Of all the lines in the material, how many include the word "components"? Reply with the number alone.
[START]
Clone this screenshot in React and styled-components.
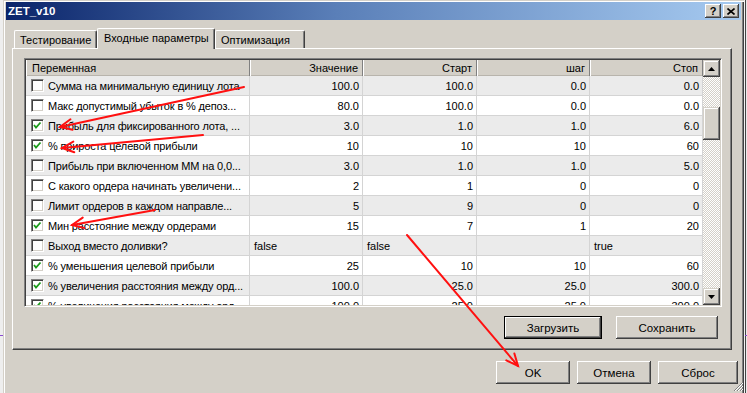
import React from 'react';
import styled, { createGlobalStyle } from 'styled-components';

const FACE = '#d4d0c8';

const GlobalStyle = createGlobalStyle`
  html, body { margin: 0; padding: 0; background: #efefef; overflow: hidden; }
  body { font-family: "Liberation Sans", Arial, sans-serif; font-size: 11px; color: #000; }
  * { box-sizing: border-box; }
`;

const Page = styled.div`
  position: relative;
  width: 747px;
  height: 393px;
  display: flex;
  overflow: hidden;
`;

const SideStrip = styled.div`
  position: relative;
  flex: none;
  width: 3px;
  background: #eeeeee;
  ${p => p.$right && `
    border-left: 1px solid #f4f4f4;
    background: linear-gradient(to right, #444 0 1px, #e8e8e8 1px);
  `}
`;

const Tick = styled.span`
  position: absolute;
  left: 0;
  top: ${p => p.$top}px;
  width: 3px;
  height: 1px;
  background: ${p => p.$color};
`;

const Window = styled.div`
  position: relative;
  flex: none;
  width: 741px;
  height: 396px;
  background: ${FACE};
  padding: 2px 3px 0 3px;
  display: flex;
  flex-direction: column;
  box-shadow: inset 1px 1px ${FACE}, inset 2px 2px #fff, inset -1px 0 #404040, inset -2px 0 #808080;
`;

const TitleBar = styled.div`
  height: 18px;
  display: flex;
  align-items: center;
  padding: 0 2px 0 2px;
  background: linear-gradient(to right, #0a246a 0%, #5a7fb8 45%, #a6caf0 100%);
`;

const TitleText = styled.div`
  flex: 1;
  color: #fff;
  font-weight: bold;
  font-size: 11.5px;
`;

const CaptionButton = styled.div`
  width: 16px;
  height: 14px;
  margin-left: ${p => p.$gap || 0}px;
  background: ${FACE};
  display: flex;
  align-items: center;
  justify-content: center;
  font-weight: bold;
  font-size: 11px;
  box-shadow: inset -1px -1px #404040, inset 1px 1px #fff, inset -2px -2px #808080, inset 2px 2px ${FACE};
`;

const Body = styled.div`
  display: flex;
  flex-direction: column;
  padding: 8px 9px 0 6px;
`;

const TabStrip = styled.div`
  height: 20px;
  display: flex;
  align-items: flex-end;
  padding-left: 2px;
  position: relative;
  z-index: 1;
`;

const Tab = styled.div`
  width: ${p => p.$w}px;
  height: ${p => (p.$active ? 21 : 18)}px;
  margin-bottom: ${p => (p.$active ? -1 : 0)}px;
  padding: ${p => (p.$active ? '0 0 3px 6px' : '1px 0 0 5px')};
  background: ${FACE};
  display: flex;
  align-items: center;
  font-size: 11px;
  white-space: nowrap;
  border-top: 1px solid #fff;
  border-left: 1px solid #fff;
  border-right: 1px solid #404040;
  border-top-left-radius: 2px;
  border-top-right-radius: 2px;
  box-shadow: inset -1px 0 #808080;
`;

const Panel = styled.div`
  height: 302px;
  display: flex;
  flex-direction: column;
  padding: 9px 10px 0 11px;
  border-top: 1px solid #fff;
  border-left: 1px solid #fff;
  border-right: 1px solid #404040;
  border-bottom: 1px solid #404040;
  box-shadow: inset -1px -1px #808080;
`;

const Grid = styled.div`
  width: 698px;
  height: 249px;
  display: flex;
  border: 1px solid;
  border-color: #808080 #fff #fff #808080;
  box-shadow: inset 1px 1px #404040, inset -1px -1px ${FACE};
  padding: 1px;
  background: #fff;
`;

const Table = styled.div`
  flex: 1;
  overflow: hidden;
  display: flex;
  flex-direction: column;
`;

const COLS = '224px 113px 114px 113px 113px';

const HeaderRow = styled.div`
  flex: none;
  height: 16px;
  display: grid;
  grid-template-columns: ${COLS};
  background: ${FACE};
`;

const HeadCell = styled.div`
  display: flex;
  align-items: center;
  justify-content: ${p => (p.$left ? 'flex-start' : 'flex-end')};
  padding: ${p => (p.$left ? '0 0 0 6px' : '0 4px 0 0')};
  font-size: 11px;
  color: #000;
  border-right: 1px solid #808080;
  box-shadow: inset 1px 0 #fff, inset 0 -1px #b8b4ac;
  white-space: nowrap;
`;

const Row = styled.div`
  flex: none;
  height: 20px;
  display: grid;
  grid-template-columns: ${COLS};
  background: ${p => (p.$alt ? '#ebebeb' : '#fff')};
`;

const Cell = styled.div`
  display: flex;
  align-items: center;
  justify-content: ${p => (p.$left ? 'flex-start' : 'flex-end')};
  padding: ${p => (p.$left ? '0 0 0 4px' : '0 3px 0 0')};
  font-size: 11px;
  white-space: nowrap;
  overflow: hidden;
  border-right: 1px solid #d4d4d4;
  border-bottom: 1px solid #d4d4d4;
`;

const NameCell = styled(Cell)`
  justify-content: flex-start;
  padding: 0 0 0 5px;
  gap: 4px;
  letter-spacing: -0.15px;
`;

const CheckBox = styled.div`
  flex: none;
  width: 13px;
  height: 13px;
  background: #fff;
  border: 1px solid;
  border-color: #808080 #fff #fff #808080;
  box-shadow: inset 1px 1px #404040, inset -1px -1px ${FACE};
  display: flex;
  align-items: center;
  justify-content: center;
`;

const ScrollBar = styled.div`
  flex: none;
  width: 17px;
  display: flex;
  flex-direction: column;
  background: repeating-conic-gradient(#fff 0 25%, ${FACE} 0 50%) 0 0 / 2px 2px;
`;

const ScrollButton = styled.div`
  flex: none;
  height: ${p => p.$h || 17}px;
  background: ${FACE};
  display: flex;
  align-items: center;
  justify-content: center;
  box-shadow: inset -1px -1px #404040, inset 1px 1px ${FACE}, inset -2px -2px #808080, inset 2px 2px #fff;
`;

const TrackGap = styled.div`
  flex: ${p => (p.$fill ? 1 : 'none')};
  height: ${p => p.$h || 0}px;
`;

const ButtonRow = styled.div`
  display: flex;
  justify-content: flex-end;
  gap: ${p => p.$gap}px;
  margin-top: ${p => p.$top}px;
  margin-right: ${p => p.$right}px;
`;

const Button = styled.div`
  width: ${p => p.$w}px;
  height: 23px;
  background: ${FACE};
  display: flex;
  align-items: center;
  justify-content: center;
  font-size: 11.5px;
  ${p => p.$default
    ? `border: 1px solid #000; box-shadow: inset -1px -1px #404040, inset 1px 1px #fff, inset -2px -2px #808080;`
    : `box-shadow: inset -1px -1px #404040, inset 1px 1px #fff, inset -2px -2px #808080, inset 2px 2px ${FACE};`}
`;

const Grip = styled.svg`
  position: absolute;
  right: 0;
  top: 380px;
`;

const Overlay = styled.svg`
  position: absolute;
  left: 0;
  top: 0;
  pointer-events: none;
  z-index: 10;
`;

const rows = [
  { c: false, n: 'Сумма на минимальную единицу лота', v: ['100.0', '100.0', '0.0', '0.0'] },
  { c: false, n: 'Макс допустимый убыток в % депоз...', v: ['80.0', '100.0', '0.0', '0.0'] },
  { c: true, n: 'Прибыль для фиксированного лота, ...', v: ['3.0', '1.0', '1.0', '6.0'] },
  { c: true, n: '% прироста целевой прибыли', v: ['10', '10', '10', '60'] },
  { c: false, n: 'Прибыль при включенном ММ на 0,0...', v: ['3.0', '1.0', '1.0', '5.0'] },
  { c: false, n: 'С какого ордера начинать увеличени...', v: ['2', '1', '0', '0'] },
  { c: false, n: 'Лимит ордеров в каждом направле...', v: ['5', '9', '0', '0'] },
  { c: true, n: 'Мин расстояние между ордерами', v: ['15', '7', '1', '20'] },
  { c: false, n: 'Выход вместо доливки?', v: ['false', 'false', '', 'true'], left: true },
  { c: true, n: '% уменьшения целевой прибыли', v: ['25', '10', '10', '60'] },
  { c: true, n: '% увеличения расстояния между орд...', v: ['100.0', '25.0', '25.0', '300.0'] },
  { c: true, n: '% увеличения расстояния между орд...', v: ['100.0', '25.0', '25.0', '300.0'] },
];

const Check = () => (
  <svg width="9" height="9" viewBox="0 0 9 9">
    <polyline points="1,4 3,6.5 7.5,1.5" fill="none" stroke="#1a9a1a" strokeWidth="1.8" />
  </svg>
);

const Tri = ({ down }) => (
  <svg width="7" height="4" viewBox="0 0 7 4">
    <polygon points={down ? '0,0 7,0 3.5,4' : '0,4 7,4 3.5,0'} fill="#000" />
  </svg>
);

const arrows = [
  [244, 87, 60, 127],
  [203, 135, 62, 148],
  [155, 210, 72, 225],
  [407, 235, 518, 366],
];

const Arrow = ({ a }) => {
  const [x1, y1, x2, y2] = a;
  const dx = x2 - x1, dy = y2 - y1;
  const L = Math.hypot(dx, dy);
  const ux = dx / L, uy = dy / L;
  const len = 13, ang = 0.42;
  const w = s => {
    const c = Math.cos(s * ang), sn = Math.sin(s * ang);
    const rx = ux * c - uy * sn, ry = ux * sn + uy * c;
    return `${x2 - rx * len},${y2 - ry * len}`;
  };
  return (
    <g stroke="#ff1010" strokeWidth="2" fill="none" strokeLinecap="round">
      <line x1={x1} y1={y1} x2={x2} y2={y2} />
      <polyline points={`${w(1)} ${x2},${y2} ${w(-1)}`} />
    </g>
  );
};

export default function App() {
  return (
    <>
      <GlobalStyle />
      <Page>
        <SideStrip>
          <Tick $top={335} $color="#8a4bd0" />
        </SideStrip>
        <Window>
          <TitleBar>
            <TitleText>ZET_v10</TitleText>
            <CaptionButton>?</CaptionButton>
            <CaptionButton $gap={2}>
              <svg width="8" height="7" viewBox="0 0 8 7">
                <path d="M0.5 0.5 L7.5 6.5 M7.5 0.5 L0.5 6.5" stroke="#000" strokeWidth="1.6" />
              </svg>
            </CaptionButton>
          </TitleBar>
          <Body>
            <TabStrip>
              <Tab $w={83}>Тестирование</Tab>
              <Tab $w={118} $active>Входные параметры</Tab>
              <Tab $w={90}>Оптимизация</Tab>
            </TabStrip>
            <Panel>
              <Grid>
                <Table>
                  <HeaderRow>
                    <HeadCell $left>Переменная</HeadCell>
                    <HeadCell>Значение</HeadCell>
                    <HeadCell>Старт</HeadCell>
                    <HeadCell>шаг</HeadCell>
                    <HeadCell>Стоп</HeadCell>
                  </HeaderRow>
                  {rows.map((r, i) => (
                    <Row key={i} $alt={i % 2 === 0}>
                      <NameCell>
                        <CheckBox>{r.c && <Check />}</CheckBox>
                        <span>{r.n}</span>
                      </NameCell>
                      {r.v.map((v, j) => (
                        <Cell key={j} $left={r.left}>{v}</Cell>
                      ))}
                    </Row>
                  ))}
                </Table>
                <ScrollBar>
                  <ScrollButton><Tri /></ScrollButton>
                  <TrackGap $h={30} />
                  <ScrollButton $h={33} />
                  <TrackGap $fill />
                  <ScrollButton><Tri down /></ScrollButton>
                </ScrollBar>
              </Grid>
              <ButtonRow $gap={14} $top={9} $right={3}>
                <Button $w={98} $default>Загрузить</Button>
                <Button $w={102}>Сохранить</Button>
              </ButtonRow>
            </Panel>
            <ButtonRow $gap={7} $top={11} $right={-6}>
              <Button $w={74}>OK</Button>
              <Button $w={74}>Отмена</Button>
              <Button $w={80}>Сброс</Button>
            </ButtonRow>
          </Body>
          <Grip width="12" height="12" viewBox="0 0 12 12">
            <path d="M11 2 L2 11 M11 5 L5 11 M11 8 L8 11" stroke="#808080" strokeWidth="1" />
            <path d="M11 3 L3 11 M11 6 L6 11 M11 9 L9 11" stroke="#fff" strokeWidth="1" />
          </Grip>
        </Window>
        <SideStrip $right>
          <Tick $top={335} $color="#8a4bd0" />
        </SideStrip>
        <Overlay width="747" height="393">
          {arrows.map((a, i) => <Arrow key={i} a={a} />)}
        </Overlay>
      </Page>
    </>
  );
}
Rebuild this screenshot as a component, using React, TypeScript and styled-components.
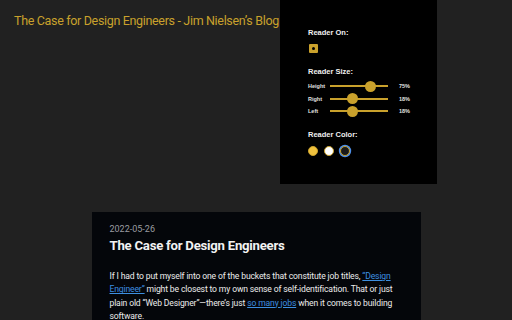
import React from "react";
import styled, { createGlobalStyle } from "styled-components";

const Global = createGlobalStyle`
  html, body { margin: 0; padding: 0; background: #212121; }
  body { width: 512px; height: 320px; overflow: hidden; font-family: Roboto, "Liberation Sans", Arial, sans-serif; }
`;

const Page = styled.div`
  position: relative;
  width: 512px;
  height: 320px;
  display: flex;
  flex-direction: column;
  align-items: center;
`;

const SiteTitle = styled.h1`
  align-self: flex-start;
  margin: 13px 0 0 14px;
  font-size: 12.5px;
  letter-spacing: -0.33px;
  font-weight: 400;
  color: #c9a12c;
  line-height: 16px;
  white-space: nowrap;
`;

const Card = styled.article`
  margin-top: 183px;
  width: 293px;
  padding: 12px 18px 0 18px;
  background: #04060a;
  flex: 1;
  color: #e8e8e8;
`;

const DateLine = styled.div`
  font-size: 9px;
  color: #9a9ca0;
  line-height: 11px;
`;

const Heading = styled.h2`
  margin: 2px 0 0 0;
  font-size: 13.2px;
  letter-spacing: -0.25px;
  font-weight: 700;
  color: #f2f2f2;
  line-height: 17px;
`;

const Para = styled.p`
  margin: 16px 0 0 0;
  font-size: 8.6px;
  letter-spacing: -0.15px;
  line-height: 13.3px;
  color: #ececec;
`;

const Link = styled.a`
  color: #3d8fe0;
  text-decoration: underline;
`;

const Panel = styled.div`
  position: absolute;
  top: 0;
  left: 280px;
  width: 157px;
  height: 184px;
  background: #000;
  box-sizing: border-box;
  padding: 28px 0 0 28px;
  display: flex;
  flex-direction: column;
  font-family: "Liberation Sans", Arial, sans-serif;
`;

const Label = styled.div`
  font-size: 7.5px;
  font-weight: 700;
  color: #f0f0f0;
  line-height: 9px;
`;

const Section = styled.div<{ $gap?: number }>`
  display: flex;
  flex-direction: column;
  margin-bottom: ${(p) => p.$gap ?? 10}px;
`;

const Check = styled.div`
  margin-top: 7px;
  margin-left: 1px;
  width: 9px;
  height: 9px;
  background: #c9a12c;
  border-radius: 1px;
  display: flex;
  align-items: center;
  justify-content: center;
  &::after {
    content: "";
    width: 3px;
    height: 3px;
    border-radius: 50%;
    background: #000;
  }
`;

const SliderRow = styled.div`
  display: grid;
  grid-template-columns: 22px 58px 22px;
  align-items: center;
  height: 12.5px;
`;

const SliderName = styled.span`
  font-size: 5.5px;
  color: #e0e0e0;
  font-weight: 700;
`;

const Track = styled.div`
  position: relative;
  height: 2px;
  background: #c9a12c;
`;

const Thumb = styled.div`
  position: absolute;
  top: -4.5px;
  width: 11px;
  height: 11px;
  margin-left: -5.5px;
  border-radius: 50%;
  background: #c9a12c;
`;

const Pct = styled.span`
  font-size: 5.5px;
  color: #e0e0e0;
  font-weight: 700;
  text-align: right;
`;

const Swatches = styled.div`
  margin-top: 7px;
  display: flex;
  gap: 6px;
`;

const Swatch = styled.div<{ $bg: string; $selected?: boolean }>`
  width: 10px;
  height: 10px;
  border-radius: 50%;
  background: ${(p) => p.$bg};
  box-sizing: border-box;
  border: 1px solid #c9a12c;
  box-shadow: ${(p) => (p.$selected ? "0 0 0 1.2px #4d8fe8" : "none")};
`;

const sliders = [
  { name: "Height", pos: 0.70, pct: "75%" },
  { name: "Right", pos: 0.38, pct: "18%" },
  { name: "Left", pos: 0.38, pct: "18%" },
];

export default function App() {
  return (
    <>
      <Global />
      <Page>
        <SiteTitle>The Case for Design Engineers - Jim Nielsen’s Blog</SiteTitle>
        <Card>
          <DateLine>2022-05-26</DateLine>
          <Heading>The Case for Design Engineers</Heading>
          <Para>
            If I had to put myself into one of the buckets that constitute job titles,{" "}
            <Link>“Design Engineer”</Link> might be closest to my own sense of self-identification. That or just
            plain old “Web Designer”—there’s just <Link>so many jobs</Link> when it comes to building
            software.
          </Para>
        </Card>
        <Panel>
          <Section $gap={14}>
            <Label>Reader On:</Label>
            <Check />
          </Section>
          <Section $gap={12}>
            <Label>Reader Size:</Label>
            <div style={{ height: 4 }} />
            {sliders.map((s) => (
              <SliderRow key={s.name}>
                <SliderName>{s.name}</SliderName>
                <Track>
                  <Thumb style={{ left: `${s.pos * 100}%` }} />
                </Track>
                <Pct>{s.pct}</Pct>
              </SliderRow>
            ))}
          </Section>
          <Section>
            <Label>Reader Color:</Label>
            <Swatches>
              <Swatch $bg="#f0c23e" />
              <Swatch $bg="#ffffff" />
              <Swatch $bg="#1a1a1a" $selected />
            </Swatches>
          </Section>
        </Panel>
      </Page>
    </>
  );
}
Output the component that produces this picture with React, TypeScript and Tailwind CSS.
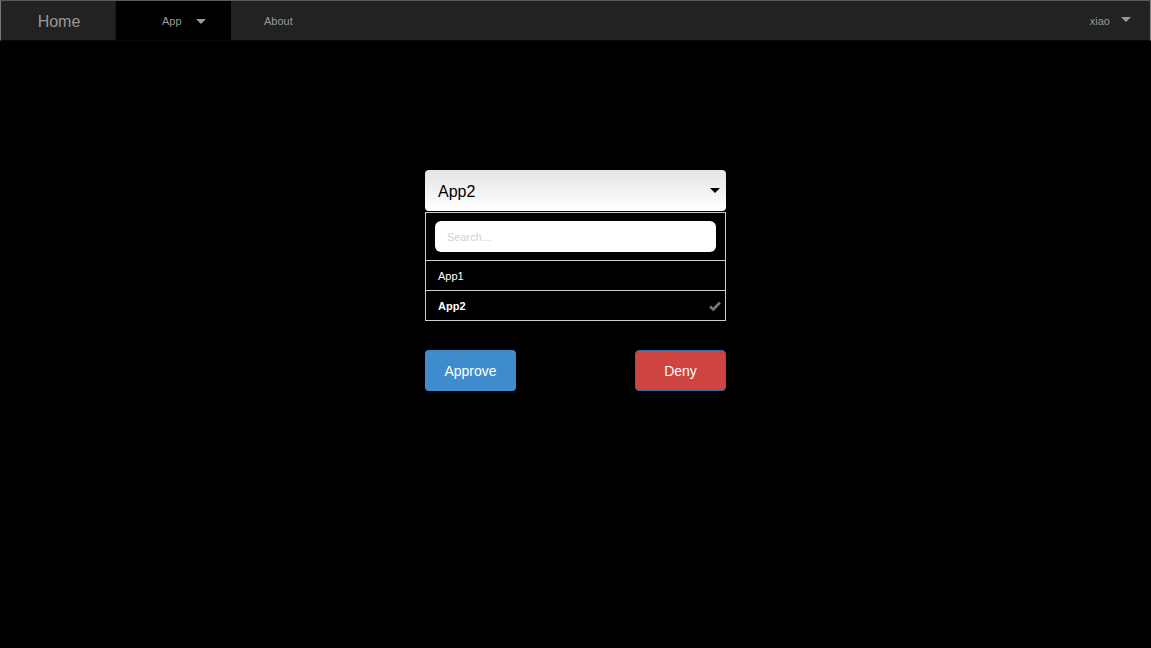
[END]
*Solution*
4